Sunday, March 27, 2005

Evil Dead: A Fistful of Boomstick ($15)

There are primarily three reasons you will see a videogame in stores for less than $20.

1) The game has recieved a sequel and/or has sold enough copies that it enters the console company's "Greatest Hits" lines. (i.e Jak and Daxter, Mario Sunshine, Project Gotham.)

2) The game does crap comercially and the publisher has to drop the price so that they arn't stuck with warehouses of unsold inventory. (i.e Bad Boys Miami Takedown, Beyond Good and Evil, Prince of Persia: The Sands of Time.)

3) The game starts out as a small production, and the developers hope that you can overlook the lessened production values for the fun new and innovative gameplay mechanics that they bring to the table with a budget title. (i.e. Triggerman, Katamari Damacy, Serious Sam, Darkstone.)

Each category has its hits and misses, but most often games that fall in category one are pretty good, and the ones in category 2 are almost always crap, and the ones from category 3 are all over.

Evil Dead: A Fistful of Boomstick is a game from category 3. When it came out back in June 2003, I snatched it up for $20 and immediately stuck it in my PS2. It was good stuff. I bought a second copy, something I never do, and gave it away as a gift.

A budget game based on a license from a budget horror movie. Two of my favorite things, all rolled up into one.
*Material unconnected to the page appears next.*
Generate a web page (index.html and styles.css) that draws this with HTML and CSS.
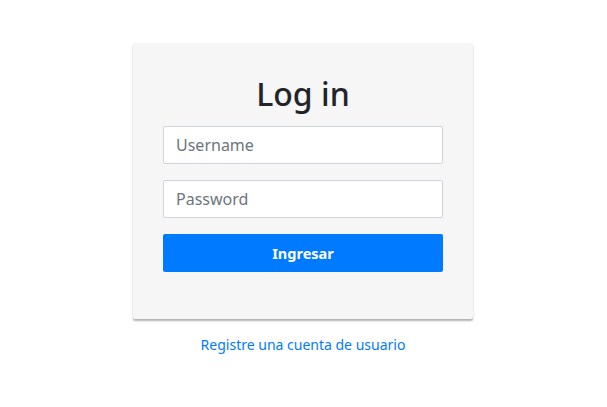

So what is this game about? Killing zombies and pretending you are Ash, king of one liners and pretty handy with a chainsaw.

And that is pretty much the highlights of the title. And for me, that is enough. I fucking hate zombies, and finally, after years and years of waiting, I have a videogame where I become a one-man zombie holocaust.

There is a magic system and some brainless find-the-key puzzles, but for the most part, I found myself playing just to get to the next cutscene which always cracked me up. The camera is an atrocious loosey-goosey 3rd person affair, and the combat is button smashing, but the first time you fire your shotgun over your shoulder, decapitating those filthy disgusting zomebies in a torrent of blood, you forget all about those things. All in all, good clean fun for the whole family.